Data shown —
^^^^^^^^^^^^^^^^

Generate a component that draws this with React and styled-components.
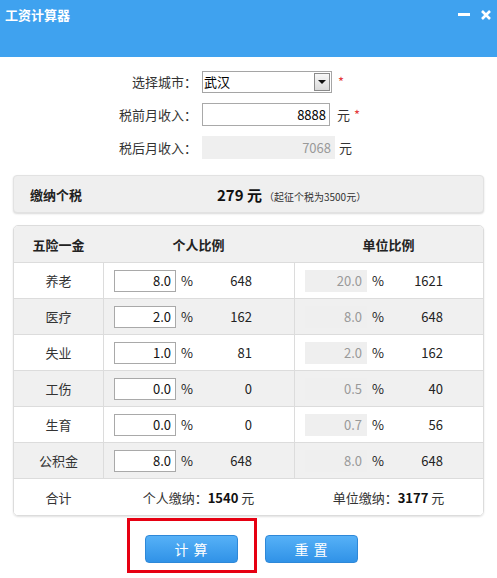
import React from "react";
import styled, { createGlobalStyle } from "styled-components";

const GlobalStyle = createGlobalStyle`
  html, body { margin: 0; padding: 0; background: #fff; }
  body {
    font-family: "Noto Sans CJK SC", "Noto Sans", "Liberation Sans", sans-serif;
    font-size: 13px;
    color: #333;
  }
  * { box-sizing: border-box; }
`;

const Page = styled.div`
  width: 497px;
  height: 578px;
  overflow: hidden;
`;

const TitleBar = styled.div`
  height: 57px;
  background: #3fa2ef;
  display: flex;
  justify-content: space-between;
  align-items: flex-start;
  padding: 7px 5px 0 5px;
`;

const Title = styled.div`
  color: #fff;
  font-weight: bold;
  font-size: 13px;
  line-height: 16px;
`;

const WinBtns = styled.div`
  display: flex;
  gap: 9px;
  padding-top: 2px;
`;

const Form = styled.div`
  display: flex;
  flex-direction: column;
  gap: 10px;
  padding-top: 13px;
`;

const FormRow = styled.div`
  display: flex;
  align-items: center;
  height: 23px;
`;

const FieldLabel = styled.div`
  width: 197px;
  text-align: right;
  margin-right: 5px;
  color: #333;
`;

const SelectBox = styled.div`
  width: 130px;
  height: 22px;
  border: 1px solid #a5a5a5;
  background: #fff;
  display: flex;
  align-items: center;
  padding-left: 1px;
  color: #000;
`;

const SelectArrow = styled.div`
  margin-left: auto;
  margin-right: 1px;
  width: 16px;
  height: 18px;
  border: 1px solid #8a8a8a;
  background: linear-gradient(#f7f7f7, #dadada);
  display: flex;
  align-items: center;
  justify-content: center;
  &::after {
    content: "";
    border-left: 4px solid transparent;
    border-right: 4px solid transparent;
    border-top: 4px solid #111;
  }
`;

const TextBox = styled.div`
  width: ${(p) => p.$w}px;
  height: 23px;
  line-height: 21px;
  text-align: right;
  padding-right: 3px;
  border: 1px solid ${(p) => (p.$disabled ? "#efefef" : "#a9a9a9")};
  background: ${(p) => (p.$disabled ? "#efefef" : "#fff")};
  color: ${(p) => (p.$disabled ? "#999" : "#000")};
`;

const Unit = styled.span`
  margin-left: 7px;
  color: #333;
`;

const Star = styled.span`
  margin-left: ${(p) => p.$gap}px;
  color: #e4393c;
`;

const TaxBox = styled.div`
  margin: 16px 13px 0;
  height: 38px;
  border: 1px solid #e2e2e2;
  border-radius: 4px;
  background: #efefef;
  box-shadow: 0 1px 2px rgba(0, 0, 0, 0.15);
  display: flex;
  align-items: center;
  padding-left: 16px;
`;

const TaxLabel = styled.div`
  width: 187px;
  font-weight: bold;
  color: #222;
`;

const TaxValue = styled.div`
  font-weight: bold;
  font-size: 15px;
  color: #111;
`;

const TaxNote = styled.span`
  font-size: 10px;
  font-weight: normal;
  color: #333;
  margin-left: 2px;
`;

const Table = styled.div`
  margin: 12px 13px 0;
  border: 1px solid #dcdcdc;
  border-radius: 5px;
  overflow: hidden;
  box-shadow: 0 1px 2px rgba(0, 0, 0, 0.12);
`;

const Row = styled.div`
  display: grid;
  grid-template-columns: 89px 191px 1fr;
  height: ${(p) => p.$h}px;
  background: ${(p) => (p.$gray ? "#f0f0f0" : "#fff")};
  border-bottom: ${(p) => (p.$last ? "none" : "1px solid #dcdcdc")};
`;

const Cell = styled.div`
  display: flex;
  align-items: center;
  justify-content: ${(p) => (p.$center ? "center" : "flex-start")};
  padding-left: ${(p) => (p.$center ? 0 : 10)}px;
  border-left: ${(p) => (p.$divider ? "1px solid #dcdcdc" : "none")};
  font-weight: ${(p) => (p.$bold ? "bold" : "normal")};
  color: ${(p) => (p.$bold ? "#222" : "#333")};
`;

const RateBox = styled.div`
  width: 62px;
  height: 22px;
  line-height: 20px;
  text-align: right;
  padding-right: 4px;
  border: 1px solid ${(p) => (p.$disabled ? "transparent" : "#a9a9a9")};
  background: ${(p) => (p.$disabled ? "#efefef" : "#fff")};
  color: ${(p) => (p.$disabled ? "#999" : "#111")};
`;

const Pct = styled.span`
  margin-left: 5px;
  width: 11px;
  color: #222;
`;

const Amount = styled.span`
  width: 60px;
  text-align: right;
  color: #222;
`;

const Strong = styled.b`
  color: #111;
`;

const Buttons = styled.div`
  display: flex;
  justify-content: center;
  gap: 27px;
  margin-top: 19px;
  padding-left: 6px;
`;

const BtnWrap = styled.div`
  position: relative;
`;

const Highlight = styled.div`
  position: absolute;
  left: -18px;
  top: -17px;
  width: 130px;
  height: 55px;
  border: 3px solid #e60012;
  pointer-events: none;
`;

const Button = styled.button`
  width: 93px;
  height: 28px;
  border: 1px solid #2e88d8;
  border-radius: 4px;
  background: linear-gradient(#56b1f7, #3092e7);
  color: #fff;
  font-family: inherit;
  font-size: 14px;
  letter-spacing: 1px;
  padding: 0;
`;

const rows = [
  { name: "养老", p: "8.0", pv: "648", u: "20.0", uv: "1621" },
  { name: "医疗", p: "2.0", pv: "162", u: "8.0", uv: "648" },
  { name: "失业", p: "1.0", pv: "81", u: "2.0", uv: "162" },
  { name: "工伤", p: "0.0", pv: "0", u: "0.5", uv: "40" },
  { name: "生育", p: "0.0", pv: "0", u: "0.7", uv: "56" },
  { name: "公积金", p: "8.0", pv: "648", u: "8.0", uv: "648" },
];

export default function App() {
  return (
    <Page>
      <GlobalStyle />
      <TitleBar>
        <Title>工资计算器</Title>
        <WinBtns>
          <svg width="14" height="12" viewBox="0 0 14 12">
            <rect x="1" y="4" width="12" height="3" fill="#fff" />
          </svg>
          <svg width="12" height="12" viewBox="0 0 12 12">
            <path d="M2 2 L10 10 M10 2 L2 10" stroke="#fff" strokeWidth="2.6" />
          </svg>
        </WinBtns>
      </TitleBar>

      <Form>
        <FormRow>
          <FieldLabel>选择城市：</FieldLabel>
          <SelectBox>
            武汉
            <SelectArrow />
          </SelectBox>
          <Star $gap={6}>*</Star>
        </FormRow>
        <FormRow>
          <FieldLabel>税前月收入：</FieldLabel>
          <TextBox $w={128}>8888</TextBox>
          <Unit>元</Unit>
          <Star $gap={4}>*</Star>
        </FormRow>
        <FormRow>
          <FieldLabel>税后月收入：</FieldLabel>
          <TextBox $w={133} $disabled>7068</TextBox>
          <Unit style={{ marginLeft: 4 }}>元</Unit>
        </FormRow>
      </Form>

      <TaxBox>
        <TaxLabel>缴纳个税</TaxLabel>
        <TaxValue>
          279 元<TaxNote>（起征个税为3500元）</TaxNote>
        </TaxValue>
      </TaxBox>

      <Table>
        <Row $h={37} $gray>
          <Cell $center $bold>五险一金</Cell>
          <Cell $center $bold>个人比例</Cell>
          <Cell $center $bold>单位比例</Cell>
        </Row>
        {rows.map((r, i) => (
          <Row key={r.name} $h={36} $gray={i % 2 === 1}>
            <Cell $center>{r.name}</Cell>
            <Cell $divider>
              <RateBox>{r.p}</RateBox>
              <Pct>%</Pct>
              <Amount>{r.pv}</Amount>
            </Cell>
            <Cell $divider>
              <RateBox $disabled>{r.u}</RateBox>
              <Pct>%</Pct>
              <Amount>{r.uv}</Amount>
            </Cell>
          </Row>
        ))}
        <Row $h={36} $last>
          <Cell $center>合计</Cell>
          <Cell $center>
            个人缴纳：<Strong>1540</Strong>&nbsp;元
          </Cell>
          <Cell $center>
            单位缴纳：<Strong>3177</Strong>&nbsp;元
          </Cell>
        </Row>
      </Table>

      <Buttons>
        <BtnWrap>
          <Button>计 算</Button>
          <Highlight />
        </BtnWrap>
        <Button>重 置</Button>
      </Buttons>
    </Page>
  );
}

^^^^^^^^^^^^^^^^

State only how many lines in the material include "components".

2